Correlation kills portfolios. If all your spreads are on tech stocks, a sector rotation wipes them all out simultaneously. Spread your positions across at least 3-4 sectors:

  • Technology (AAPL, MSFT, NVDA)
  • Financials (JPM, GS, BAC)
  • Healthcare (UNH, JNJ, PFE)
  • Consumer (AMZN, WMT, COST)
  • Broad market (SPY, QQQ, IWM)
  • 4. Stagger Expirations

    Don't open all positions with the same expiration date. If all your spreads expire the same Friday and the market drops 3% that week, every position is under pressure simultaneously.

    Enter new spreads weekly so that expirations are spread across different weeks. This creates a rolling portfolio where some positions are new, some are mid-life, and some are approaching exit.

    5. Use Mechanical Exit Rules

    Decide your exit criteria before entering:

  • Profit target: 50% for credit spreads, 50-75% for debit spreads
  • Stop loss: 2x credit received (credit) or 50% of value (debit)
  • Time stop: Exit at 21 DTE if not at target
  • Write these down.
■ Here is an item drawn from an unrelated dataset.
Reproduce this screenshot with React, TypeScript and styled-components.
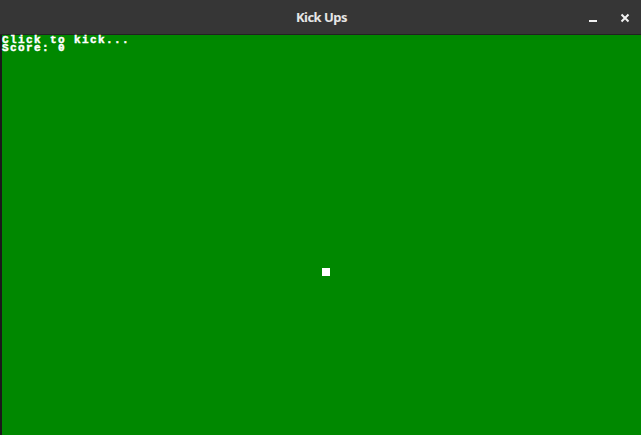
import React from "react";
import styled, { createGlobalStyle } from "styled-components";

const Global = createGlobalStyle`
  html, body { margin: 0; padding: 0; background: #008800; overflow: hidden; }
  #root { width: 641px; height: 435px; }
`;

const Window = styled.div`
  width: 641px;
  height: 435px;
  display: flex;
  flex-direction: column;
`;

const TitleBar = styled.div`
  height: 35px;
  background: #363636;
  border-bottom: 1px solid #222;
  box-sizing: border-box;
  display: flex;
  align-items: center;
  justify-content: center;
  position: relative;
`;

const Title = styled.div`
  font-family: "Noto Sans", "Open Sans", sans-serif;
  font-weight: 700;
  font-size: 13px;
  color: #e6e6e6;
  letter-spacing: -0.5px;
  margin-left: 2px;
`;

const Controls = styled.div`
  position: absolute;
  right: 0;
  top: 0;
  height: 35px;
  display: flex;
  align-items: center;
`;

const CtrlButton = styled.div`
  width: 32px;
  height: 35px;
  display: flex;
  align-items: center;
  justify-content: center;
`;

const Canvas = styled.div`
  flex: 1;
  background: #008800;
  border-left: 2px solid #1a1a1a;
  position: relative;
`;

const Hud = styled.pre`
  margin: 0;
  padding: 1px 0 0 0;
  font-family: "Liberation Mono", "DejaVu Sans Mono", monospace;
  font-weight: 700;
  font-size: 11px;
  letter-spacing: 1.4px;
  line-height: 8px;
  color: #ffffff;
  -webkit-text-stroke: 0.45px #ffffff;
`;

const Ball = styled.div`
  position: absolute;
  left: 320px;
  top: 233px;
  width: 8px;
  height: 8px;
  background: #ffffff;
`;

export default function App() {
  return (
    <>
      <Global />
      <Window>
        <TitleBar>
          <Title>Kick Ups</Title>
          <Controls>
            <CtrlButton>
              <svg width="10" height="10" viewBox="0 0 10 10">
                <rect x="1" y="7" width="8" height="2" fill="#f2f2f2" />
              </svg>
            </CtrlButton>
            <CtrlButton>
              <svg width="10" height="10" viewBox="0 0 10 10">
                <path d="M1.5 1.5 L8.5 8.5 M8.5 1.5 L1.5 8.5" stroke="#f2f2f2" strokeWidth="2" />
              </svg>
            </CtrlButton>
          </Controls>
        </TitleBar>
        <Canvas>
          <Hud>{"Click to kick...\nScore: 0"}</Hud>
          <Ball />
        </Canvas>
      </Window>
    </>
  );
}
Execute them without exception. Discretionary exits introduce emotion, and emotion consistently leads to worse outcomes.

    6. Never Add to a Losing Spread

    Averaging down on a losing stock is debatable. Averaging down on a losing spread is simply doubling your risk on a deteriorating thesis. If the stock has breached your short strike, adding another spread at lower strikes is hoping, not trading.

    7. Account for Correlation Between Your Spreads and Your Stock Holdings

    If you own $30,000 in tech stocks and sell bull put spreads on AAPL, GOOGL, and MSFT, your portfolio is massively long tech. A 10% tech correction hits your stocks and your spreads simultaneously.

    Either hedge the overlap with bear call spreads on a tech ETF, or reduce your spread count on names you already own.

    8. Monitor VIX for Portfolio-Level Adjustments

    When VIX spikes above 25-30, the probability of large market moves increases. This is a signal to:

  • Tighten stops on existing positions
  • Reduce position count
  • Widen strikes on new positions
  • Consider closing all positions and waiting for volatility to subside
  • When VIX is below 15, premium is thin but the market is calm. Consider reducing position count (lower premium per trade) or switching to debit spreads.

    9. Keep a Cash Reserve

    Maintain 20-30% of your account in cash at all times. This reserve serves multiple purposes:

  • Absorbs temporary margin requirements from early assignment
  • Provides capital for high-quality opportunities during market stress
  • Prevents margin calls during multi-position drawdowns
  • Reduces psychological pressure during losing streaks
  • 10. Limit Earnings Exposure

    No more than one earnings-through position at a time for credit spreads. Binary events are the single largest risk to spread traders. An unexpected earnings gap can breach even far-out-of-the-money short strikes.

    11. Track Every Trade

    Maintain a trade journal with:

  • Entry date, underlying, strikes, expiration, credit/debit
  • Exit date, P&L, reason for exit
  • Notes on what went right or wrong
  • After 50+ trades, patterns emerge. Maybe you're consistently losing on small-cap names. Maybe your 30-delta entries underperform your 20-delta entries. The data tells you where to improve—but only if you record it.

    OptionsPilot tracks your positions and provides analytics on your spread trading performance, making it easier to identify which setups and management rules produce the best results.

    12. Accept Losses as Business Expenses

    Every losing trade feels personal, but it isn't. If you sell 100 credit spreads per year at 80% probability, you'll have approximately 20 losers. That's not a failure—it's the expected outcome of a probabilistic strategy.

    The goal isn't to avoid losses. It's to ensure that your winners, in aggregate, exceed your losers. Defined risk and mechanical management make this math work over time. The traders who fail are the ones who deviate from the plan after a string of losses, either by sizing up to "make it back" or by quitting right before the strategy recovers.